◆ Required work ◆
Return the listing below exactly, with the pictures dropped.

◆ Dataset extract ◆

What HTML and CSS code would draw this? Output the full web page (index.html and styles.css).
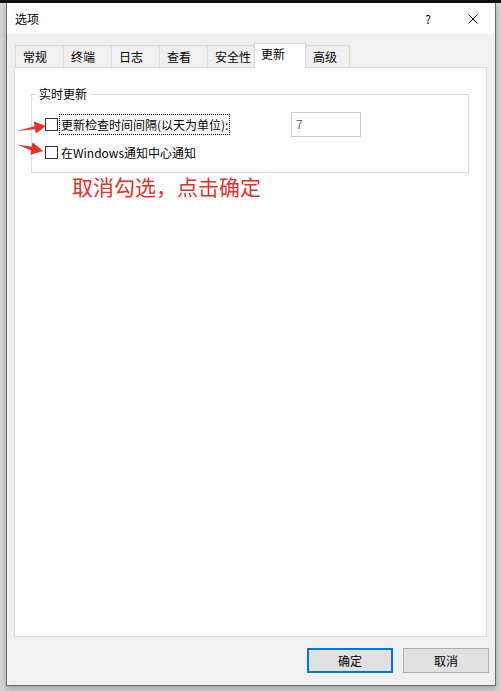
FILE: index.html
```html
<!DOCTYPE html>
<html lang="zh-CN">
<head>
    <meta charset="UTF-8">
    <title>选项</title>
    <link rel="stylesheet" href="styles.css">
</head>
<body>
    <div class="topband"></div>
    <div class="dialog">
        <div class="titlebar">
            <span class="title">选项</span>
            <span class="help">?</span>
            <span class="close">
                <svg width="10" height="10" viewBox="0 0 10 10"><path d="M0.5 0.5 L9.5 9.5 M9.5 0.5 L0.5 9.5" stroke="#000" stroke-width="1" fill="none"/></svg>
            </span>
        </div>
        <div class="body">
            <div class="tabs">
                <div class="tab t1">常规</div>
                <div class="tab t1">终端</div>
                <div class="tab t1">日志</div>
                <div class="tab t1">查看</div>
                <div class="tab t2">安全性</div>
                <div class="tab active">更新</div>
                <div class="tab t3">高级</div>
            </div>
            <div class="panel">
                <fieldset class="group">
                    <legend>实时更新</legend>
                    <div class="row row1">
                        <span class="check-wrap">
                            <span class="checkbox"></span>
                            <span class="label focused">更新检查时间间隔(以天为单位):</span>
                        </span>
                        <span class="numbox">7</span>
                    </div>
                    <div class="row row2">
                        <span class="checkbox"></span>
                        <span class="label">在Windows通知中心通知</span>
                    </div>
                </fieldset>
                <div class="note">取消勾选，点击确定</div>
            </div>
            <div class="footer">
                <button class="btn primary">确定</button>
                <button class="btn">取消</button>
            </div>
        </div>
    </div>

    <!-- red annotation arrows -->
    <svg class="arrows" width="60" height="170" viewBox="0 0 60 170">
        <polygon fill="#e8302a" points="17,131 34.5,126.2 33.8,121.5 46,126 35.8,133.4 35,129.2"/>
        <polygon fill="#e8302a" points="17,144.6 31.6,146.8 32.6,142.2 43,151 30.4,154.7 31.2,150.4"/>
    </svg>
</body>
</html>
```

FILE: styles.css
```css
* {
    margin: 0;
    padding: 0;
    box-sizing: border-box;
}

body {
    font-family: "Noto Sans CJK SC", "Microsoft YaHei", sans-serif;
    font-size: 12px;
    color: #000;
    background: #d6d6d6;
    width: 501px;
    height: 691px;
    overflow: hidden;
}

.topband {
    height: 3px;
    background: #111;
}

.dialog {
    margin-left: 6px;
    width: 490px;
    height: 683px;
    border: 1px solid #6c6c6c;
    border-top: none;
    background: #f0f0f0;
    display: flex;
    flex-direction: column;
    box-shadow: 0 3px 6px rgba(0, 0, 0, 0.25);
}

/* title bar */
.titlebar {
    height: 31px;
    background: #fff;
    display: flex;
    align-items: center;
    padding-left: 8px;
}

.title {
    flex: 1;
    line-height: 14px;
}

.help {
    width: 12px;
    text-align: center;
    margin-right: 34px;
    line-height: 14px;
}

.close {
    width: 10px;
    height: 10px;
    margin-right: 17px;
    display: flex;
}

/* body */
.body {
    flex: 1;
    display: flex;
    flex-direction: column;
    padding-top: 9px;
}

.tabs {
    display: flex;
    align-items: flex-end;
    margin-left: 8px;
    position: relative;
    z-index: 1;
}

.tab {
    height: 22px;
    border: 1px solid #d9d9d9;
    border-bottom: none;
    margin-right: -1px;
    padding-left: 7px;
    line-height: 21px;
    background: #f0f0f0;
}

.tab.t1 { width: 49px; }
.tab.t2 { width: 48px; }
.tab.t3 { width: 45px; }

.tab.active {
    width: 52px;
    height: 25px;
    margin-bottom: -1px;
    background: #fff;
    line-height: 20px;
    padding-left: 6px;
}

.panel {
    flex: 1;
    margin: 0 8px 0 7px;
    background: #fff;
    border: 1px solid #d9d9d9;
    display: flex;
    flex-direction: column;
}

/* group box */
.group {
    margin: 19px 0 0 16px;
    width: 438px;
    border: 1px solid #dcdcdc;
    padding: 0 0 10px 0;
}

.group legend {
    margin-left: 4px;
    padding: 0 3px;
    line-height: 14px;
}

.row {
    display: flex;
    align-items: center;
    padding-left: 13px;
}

.row1 {
    margin-top: 11px;
    height: 25px;
}

.row2 {
    margin-top: 5px;
    height: 20px;
}

.check-wrap {
    display: flex;
    align-items: center;
    width: 246px;
}

.checkbox {
    width: 13px;
    height: 13px;
    border: 1px solid #333;
    background: #fff;
    flex-shrink: 0;
}

.label {
    margin-left: 1px;
    padding: 0 1px;
    height: 21px;
    line-height: 19px;
    border: 1px solid transparent;
    white-space: nowrap;
}

.label.focused {
    border: 1px dotted #000;
}

.numbox {
    width: 70px;
    height: 25px;
    border: 1px solid #cccccc;
    color: #6d6d6d;
    padding-left: 4px;
    line-height: 21px;
}

.note {
    margin: 1px 0 0 57px;
    font-size: 21px;
    line-height: 24px;
    color: #e8302a;
}

/* footer buttons */
.footer {
    display: flex;
    justify-content: flex-end;
    gap: 10px;
    padding: 11px 6px 12px 0;
}

.btn {
    width: 86px;
    height: 25px;
    background: #e1e1e1;
    border: 1px solid #adadad;
    font-family: inherit;
    font-size: 12px;
    color: #000;
}

.btn.primary {
    border: 2px solid #0078d7;
}

.arrows {
    position: absolute;
    left: 0;
    top: 0;
}
```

◆ Full solution ◆
What HTML and CSS code would draw this? Output the full web page (index.html and styles.css).
FILE: index.html
```html
<!DOCTYPE html>
<html lang="zh-CN">
<head>
    <meta charset="UTF-8">
    <title>选项</title>
    <link rel="stylesheet" href="styles.css">
</head>
<body>
    <div class="topband"></div>
    <div class="dialog">
        <div class="titlebar">
            <span class="title">选项</span>
            <span class="help">?</span>
            <span class="close">
                <svg width="10" height="10" viewBox="0 0 10 10"><path d="M0.5 0.5 L9.5 9.5 M9.5 0.5 L0.5 9.5" stroke="#000" stroke-width="1" fill="none"/></svg>
            </span>
        </div>
        <div class="body">
            <div class="tabs">
                <div class="tab t1">常规</div>
                <div class="tab t1">终端</div>
                <div class="tab t1">日志</div>
                <div class="tab t1">查看</div>
                <div class="tab t2">安全性</div>
                <div class="tab active">更新</div>
                <div class="tab t3">高级</div>
            </div>
            <div class="panel">
                <fieldset class="group">
                    <legend>实时更新</legend>
                    <div class="row row1">
                        <span class="check-wrap">
                            <span class="checkbox"></span>
                            <span class="label focused">更新检查时间间隔(以天为单位):</span>
                        </span>
                        <span class="numbox">7</span>
                    </div>
                    <div class="row row2">
                        <span class="checkbox"></span>
                        <span class="label">在Windows通知中心通知</span>
                    </div>
                </fieldset>
                <div class="note">取消勾选，点击确定</div>
            </div>
            <div class="footer">
                <button class="btn primary">确定</button>
                <button class="btn">取消</button>
            </div>
        </div>
    </div>

    <!-- red annotation arrows -->
    <svg class="arrows" width="60" height="170" viewBox="0 0 60 170">
        <polygon fill="#e8302a" points="17,131 34.5,126.2 33.8,121.5 46,126 35.8,133.4 35,129.2"/>
        <polygon fill="#e8302a" points="17,144.6 31.6,146.8 32.6,142.2 43,151 30.4,154.7 31.2,150.4"/>
    </svg>
</body>
</html>
```

FILE: styles.css
```css
* {
    margin: 0;
    padding: 0;
    box-sizing: border-box;
}

body {
    font-family: "Noto Sans CJK SC", "Microsoft YaHei", sans-serif;
    font-size: 12px;
    color: #000;
    background: #d6d6d6;
    width: 501px;
    height: 691px;
    overflow: hidden;
}

.topband {
    height: 3px;
    background: #111;
}

.dialog {
    margin-left: 6px;
    width: 490px;
    height: 683px;
    border: 1px solid #6c6c6c;
    border-top: none;
    background: #f0f0f0;
    display: flex;
    flex-direction: column;
    box-shadow: 0 3px 6px rgba(0, 0, 0, 0.25);
}

/* title bar */
.titlebar {
    height: 31px;
    background: #fff;
    display: flex;
    align-items: center;
    padding-left: 8px;
}

.title {
    flex: 1;
    line-height: 14px;
}

.help {
    width: 12px;
    text-align: center;
    margin-right: 34px;
    line-height: 14px;
}

.close {
    width: 10px;
    height: 10px;
    margin-right: 17px;
    display: flex;
}

/* body */
.body {
    flex: 1;
    display: flex;
    flex-direction: column;
    padding-top: 9px;
}

.tabs {
    display: flex;
    align-items: flex-end;
    margin-left: 8px;
    position: relative;
    z-index: 1;
}

.tab {
    height: 22px;
    border: 1px solid #d9d9d9;
    border-bottom: none;
    margin-right: -1px;
    padding-left: 7px;
    line-height: 21px;
    background: #f0f0f0;
}

.tab.t1 { width: 49px; }
.tab.t2 { width: 48px; }
.tab.t3 { width: 45px; }

.tab.active {
    width: 52px;
    height: 25px;
    margin-bottom: -1px;
    background: #fff;
    line-height: 20px;
    padding-left: 6px;
}

.panel {
    flex: 1;
    margin: 0 8px 0 7px;
    background: #fff;
    border: 1px solid #d9d9d9;
    display: flex;
    flex-direction: column;
}

/* group box */
.group {
    margin: 19px 0 0 16px;
    width: 438px;
    border: 1px solid #dcdcdc;
    padding: 0 0 10px 0;
}

.group legend {
    margin-left: 4px;
    padding: 0 3px;
    line-height: 14px;
}

.row {
    display: flex;
    align-items: center;
    padding-left: 13px;
}

.row1 {
    margin-top: 11px;
    height: 25px;
}

.row2 {
    margin-top: 5px;
    height: 20px;
}

.check-wrap {
    display: flex;
    align-items: center;
    width: 246px;
}

.checkbox {
    width: 13px;
    height: 13px;
    border: 1px solid #333;
    background: #fff;
    flex-shrink: 0;
}

.label {
    margin-left: 1px;
    padding: 0 1px;
    height: 21px;
    line-height: 19px;
    border: 1px solid transparent;
    white-space: nowrap;
}

.label.focused {
    border: 1px dotted #000;
}

.numbox {
    width: 70px;
    height: 25px;
    border: 1px solid #cccccc;
    color: #6d6d6d;
    padding-left: 4px;
    line-height: 21px;
}

.note {
    margin: 1px 0 0 57px;
    font-size: 21px;
    line-height: 24px;
    color: #e8302a;
}

/* footer buttons */
.footer {
    display: flex;
    justify-content: flex-end;
    gap: 10px;
    padding: 11px 6px 12px 0;
}

.btn {
    width: 86px;
    height: 25px;
    background: #e1e1e1;
    border: 1px solid #adadad;
    font-family: inherit;
    font-size: 12px;
    color: #000;
}

.btn.primary {
    border: 2px solid #0078d7;
}

.arrows {
    position: absolute;
    left: 0;
    top: 0;
}
```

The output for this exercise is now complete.